Any new setting (CLI argument or environment variable) must be documented in:

  • wdoc/docs/help.md — describe the setting, its type, default value, and accepted values.
  • wdoc/docs/examples.md — add usage examples where appropriate.

New settings should be either:

  • A CLI argument (defined in wdoc.py's main class), or
  • A WDOC_* environment variable (defined in wdoc/utils/env.py's EnvDataclass).

Environment variables are re-read on every access, not just at declaration. The EnvDataclass.__getattribute__ method checks os.environ at access time when the dataclass is frozen, so changing an env var between wdoc instantiations (or even at runtime) takes effect without reimporting.

Variables in wdoc/utils/misc.py to Keep Updated

When adding new CLI arguments or loader-specific parameters, update these dicts in wdoc/utils/misc.py:

  • filetype_arg_types — maps loader-specific argument names to their types (e.g. "whisper_lang": str).
  • extra_args_types — maps extra wdoc instantiation arguments to their types. It merges filetype_arg_types automatically.
  • DocDict.allowed_keys — derives from filetype_arg_types keys automatically, but verify new keys appear.

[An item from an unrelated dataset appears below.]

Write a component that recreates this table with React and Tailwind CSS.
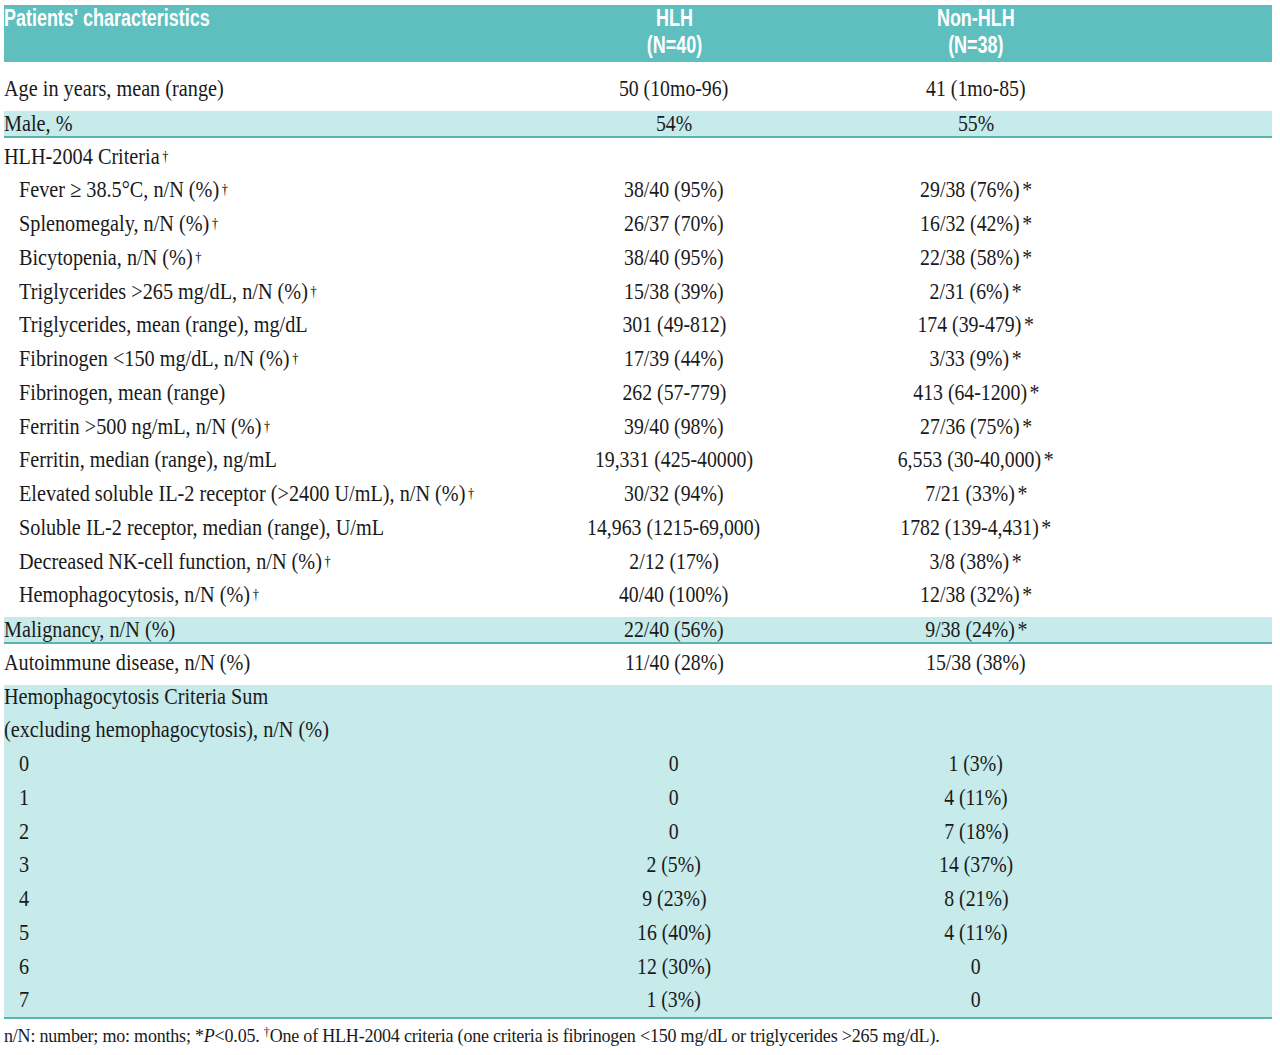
import React from "react";

const rows = [
  { label: "Fever ≥ 38.5°C, n/N (%)", dag: true, a: "38/40 (95%)", b: "29/38 (76%)", star: true },
  { label: "Splenomegaly, n/N (%)", dag: true, a: "26/37 (70%)", b: "16/32 (42%)", star: true },
  { label: "Bicytopenia, n/N (%)", dag: true, a: "38/40 (95%)", b: "22/38 (58%)", star: true },
  { label: "Triglycerides >265 mg/dL, n/N (%)", dag: true, a: "15/38 (39%)", b: "2/31 (6%)", star: true },
  { label: "Triglycerides, mean (range), mg/dL", a: "301 (49-812)", b: "174 (39-479)", star: true },
  { label: "Fibrinogen <150 mg/dL, n/N (%)", dag: true, a: "17/39 (44%)", b: "3/33 (9%)", star: true },
  { label: "Fibrinogen, mean (range)", a: "262 (57-779)", b: "413 (64-1200)", star: true },
  { label: "Ferritin >500 ng/mL, n/N (%)", dag: true, a: "39/40 (98%)", b: "27/36 (75%)", star: true },
  { label: "Ferritin, median (range), ng/mL", a: "19,331 (425-40000)", b: "6,553 (30-40,000)", star: true },
  { label: "Elevated soluble IL-2 receptor (>2400 U/mL), n/N (%)", dag: true, a: "30/32 (94%)", b: "7/21 (33%)", star: true },
  { label: "Soluble IL-2 receptor, median (range), U/mL", a: "14,963 (1215-69,000)", b: "1782 (139-4,431)", star: true },
  { label: "Decreased NK-cell function, n/N (%)", dag: true, a: "2/12 (17%)", b: "3/8 (38%)", star: true },
  { label: "Hemophagocytosis, n/N (%)", dag: true, a: "40/40 (100%)", b: "12/38 (32%)", star: true },
];

const sums = [
  ["0", "0", "1 (3%)"],
  ["1", "0", "4 (11%)"],
  ["2", "0", "7 (18%)"],
  ["3", "2 (5%)", "14 (37%)"],
  ["4", "9 (23%)", "8 (21%)"],
  ["5", "16 (40%)", "4 (11%)"],
  ["6", "12 (30%)", "0"],
  ["7", "1 (3%)", "0"],
];

const Dag = () => <sup className="text-[14px] ml-[3px] relative -top-[3px] text-black">†</sup>;
const Star = () => <span className="ml-[3px]">*</span>;

const Left = ({ children, indent }) => (
  <div className={indent ? "pl-[15px]" : ""}>
    <span className="inline-block origin-left scale-x-[0.88] whitespace-nowrap">{children}</span>
  </div>
);

const Mid = ({ children }) => (
  <div className="text-center">
    <span className="inline-block origin-center scale-x-[0.86] whitespace-nowrap">{children}</span>
  </div>
);

const Row = ({ label, a, b, star, dag, indent }) => (
  <div className="grid grid-cols-[519px_302px_302px_1fr] h-[33.75px] items-center">
    <Left indent={indent}>
      {label}
      {dag && <Dag />}
    </Left>
    <Mid>{a}</Mid>
    <Mid>
      {b}
      {star && <Star />}
    </Mid>
    <div />
  </div>
);

const ShadedRow = (props) => (
  <div className="h-[33.75px] pt-[5px]">
    <div className="h-[27px] bg-[#c7eaea] border-b-2 border-[#5ab4ae] grid grid-cols-[519px_302px_302px_1fr] items-center">
      <div className="relative -top-[4px]">
        <Left>{props.label}</Left>
      </div>
      <div className="relative -top-[4px]">
        <Mid>{props.a}</Mid>
      </div>
      <div className="relative -top-[4px]">
        <Mid>
          {props.b}
          {props.star && <Star />}
        </Mid>
      </div>
      <div />
    </div>
  </div>
);

export default function App() {
  return (
    <div className="w-[1280px] h-[1055px] bg-white overflow-hidden pt-[5px] pl-[4px] text-[#1a1a1a] font-['Liberation_Serif',serif] text-[23px]">
      <div className="w-[1268px]">
        <div className="h-[57px] bg-[#5fbfbf] text-white font-['Liberation_Sans',sans-serif] font-bold text-[23px] leading-[27px] grid grid-cols-[519px_302px_302px_1fr] mb-[10px]">
          <div>
            <span className="inline-block origin-left scale-x-[0.78] whitespace-nowrap">Patients' characteristics</span>
          </div>
          <div className="text-center">
            <span className="inline-block origin-center scale-x-[0.78]">HLH<br />(N=40)</span>
          </div>
          <div className="text-center">
            <span className="inline-block origin-center scale-x-[0.78]">Non-HLH<br />(N=38)</span>
          </div>
          <div />
        </div>

        <Row label="Age in years, mean (range)" a="50 (10mo-96)" b="41 (1mo-85)" />
        <ShadedRow label="Male, %" a="54%" b="55%" />
        <Row label="HLH-2004 Criteria" dag />
        {rows.map((r) => (
          <Row key={r.label} {...r} indent />
        ))}
        <ShadedRow label="Malignancy, n/N (%)" a="22/40 (56%)" b="9/38 (24%)" star />
        <Row label="Autoimmune disease, n/N (%)" a="11/40 (28%)" b="15/38 (38%)" />

        <div className="pt-[5px]">
          <div className="flow-root bg-[#c7eaea] border-b-2 border-[#5ab4ae]">
            <div className="-mt-[5px]">
              <Row label="Hemophagocytosis Criteria Sum" />
              <Row label="(excluding hemophagocytosis), n/N (%)" />
              {sums.map(([k, a, b]) => (
                <Row key={k} label={k} a={a} b={b} indent />
              ))}
            </div>
          </div>
        </div>

        <div className="pt-[7px] leading-[20px] text-[18px] whitespace-nowrap tracking-[-0.2px]">
          n/N: number; mo: months; *<i>P</i>&lt;0.05. <sup className="text-[12px]">†</sup>One of HLH-2004 criteria (one criteria is fibrinogen &lt;150 mg/dL or triglycerides &gt;265 mg/dL).
        </div>
      </div>
    </div>
  );
}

Adding Support for a New Filetype

  1. Create a loader in wdoc/utils/loaders/ — add a file (e.g. myformat.py) containing a function load_myformat(path, file_hash, ...) -> List[Document]. Use the @debug_return_empty and @optional_strip_unexp_args decorators (see txt.py for a minimal example).
  2. Register the filetype — add "myformat" to the LOADABLE_FILETYPE list in wdoc/utils/loaders/__init__.py.
  3. Add loader-specific args (if any) to filetype_arg_types in wdoc/utils/misc.py.
  4. Document it — add the filetype and its arguments to wdoc/docs/help.md, and add examples to wdoc/docs/examples.md.
  5. Auto-detection (optional) — if the filetype corresponds to a file extension, add a mapping in the auto-detection logic so --filetype=auto can infer it.

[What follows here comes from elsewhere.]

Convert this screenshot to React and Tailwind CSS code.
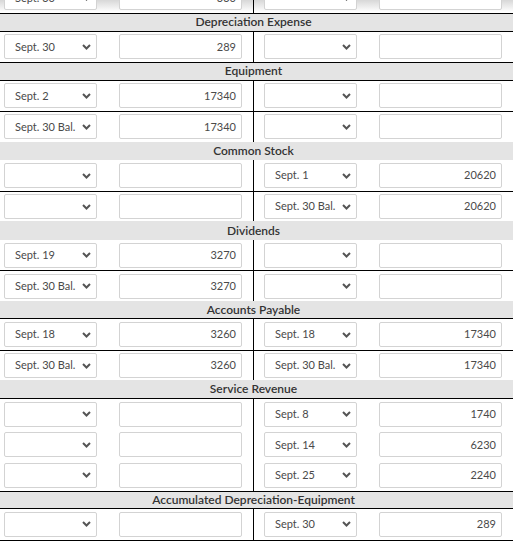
import React from 'react';

const sections = [
  {
    title: 'Depreciation Expense',
    top: true,
    bottom: true,
    rows: [{ cells: ['Sept. 30', '289', '', ''] }],
  },
  {
    title: 'Equipment',
    top: true,
    bottom: true,
    rows: [
      { cells: ['Sept. 2', '17340', '', ''] },
      { cells: ['Sept. 30 Bal.', '17340', '', ''], line: true },
    ],
  },
  {
    title: 'Common Stock',
    rows: [
      { cells: ['', '', 'Sept. 1', '20620'] },
      { cells: ['', '', 'Sept. 30 Bal.', '20620'], line: true },
    ],
  },
  {
    title: 'Dividends',
    rows: [
      { cells: ['Sept. 19', '3270', '', ''] },
      { cells: ['Sept. 30 Bal.', '3270', '', ''], line: true },
    ],
  },
  {
    title: 'Accounts Payable',
    bottom: true,
    rows: [
      { cells: ['Sept. 18', '3260', 'Sept. 18', '17340'] },
      { cells: ['Sept. 30 Bal.', '3260', 'Sept. 30 Bal.', '17340'], line: true },
    ],
  },
  {
    title: 'Service Revenue',
    bottom: true,
    rows: [
      { cells: ['', '', 'Sept. 8', '1740'] },
      { cells: ['', '', 'Sept. 14', '6230'] },
      { cells: ['', '', 'Sept. 25', '2240'] },
    ],
  },
  {
    title: 'Accumulated Depreciation-Equipment',
    top: true,
    bottom: true,
    rows: [{ cells: ['', '', 'Sept. 30', '289'] }],
  },
];

const Chevron = () => (
  <svg width="9" height="6" viewBox="0 0 9 6" className="shrink-0">
    <polyline points="1,1 4.5,4.5 8,1" fill="none" stroke="#555" strokeWidth="2" />
  </svg>
);

const DateSelect = ({ value }) => (
  <div className="flex h-[25px] w-[93px] shrink-0 items-center justify-between rounded-[2px] border border-[#d3d3d3] bg-white pl-[10px] pr-[5px] text-[11px] text-[#4a4a4a]">
    <span className="whitespace-nowrap">{value}</span>
    <Chevron />
  </div>
);

const AmountInput = ({ value }) => (
  <div className="ml-[22px] flex h-[25px] w-[123px] shrink-0 items-center justify-end rounded-[2px] border border-[#d3d3d3] bg-white pr-[5px] text-[11px] text-[#4a4a4a]">
    {value}
  </div>
);

const Row = ({ cells, line, className = '' }) => (
  <div className={`flex h-[30.5px] ${line ? 'border-t border-black' : ''} ${className}`}>
    <div className="flex w-[254px] items-center border-r border-black pl-[4px]">
      <DateSelect value={cells[0]} />
      <AmountInput value={cells[1]} />
    </div>
    <div className="flex flex-1 items-center pl-[10px]">
      <DateSelect value={cells[2]} />
      <AmountInput value={cells[3]} />
    </div>
  </div>
);

const Header = ({ title, top, bottom }) => (
  <div
    className={`flex h-[18.6px] items-center justify-center bg-[#e4e4e4] pr-[6px] text-[12px] font-semibold text-[#333] ${
      top ? 'border-t border-black' : ''
    } ${bottom ? 'border-b border-black' : ''}`}
  >
    {title}
  </div>
);

export default function App() {
  return (
    <div className="min-h-[549px] bg-white font-['Lato',sans-serif]">
      <div className="w-[513px]">
        <Row
          cells={['Sept. 30', '330', '', '']}
          className="-mt-[17.5px] bg-[linear-gradient(to_bottom,#fff_16px,#d9d9d9_17.5px,#fff_29px)]"
        />
        {sections.map((s) => (
          <div key={s.title}>
            <Header title={s.title} top={s.top} bottom={s.bottom} />
            {s.rows.map((r, i) => (
              <Row key={i} cells={r.cells} line={r.line} />
            ))}
          </div>
        ))}
        <div className="border-t border-black" />
      </div>
    </div>
  );
}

Bumping the Default Models

The two default LLM identifiers (WDOC_DEFAULT_MODEL and WDOC_DEFAULT_QUERY_EVAL_MODEL) are duplicated across wdoc/utils/env.py, wdoc/docs/help.md, SKILL.md, README.md, ARCHITECTURE.md, and docker/env.example. Use the repo-root helper instead of editing each file by hand:

./bump_default_models.sh <NEW_STRONG_MODEL> <NEW_EVAL_MODEL>           # dry-run preview
./bump_default_models.sh <NEW_STRONG_MODEL> <NEW_EVAL_MODEL> --apply   # write

env.py is the source of truth for the current values. The script replaces both the full id (provider/path/name) and the basename, and re-syncs the KEY=VALUE lines in docker/env.example independently (so it recovers from prior drift). It never commits; review with git diff and commit yourself.

Building Documentation

To regenerate the Sphinx autodoc files, run from the repo root:

sphinx-apidoc -o docs/source/ wdoc --force

Key Conventions

  • utils/misc.py is a large utility module (~53KB) — search it before creating new helpers.
  • Piped input to CLI is auto-detected as JSON, TOML, URLs, or file paths (__main__.py).
  • --private / WDOC_PRIVATE_MODE=true blocks all outbound connections and redacts API keys.
  • Binary FAISS embeddings (WDOC_FAISS_COMPRESSION) give ~32x compression; implemented in utils/customs/binary_faiss_vectorstore.py.
  • Semantic batching clusters intermediate answers before combining (scipy hierarchical clustering).
  • Use python not python3 in commands.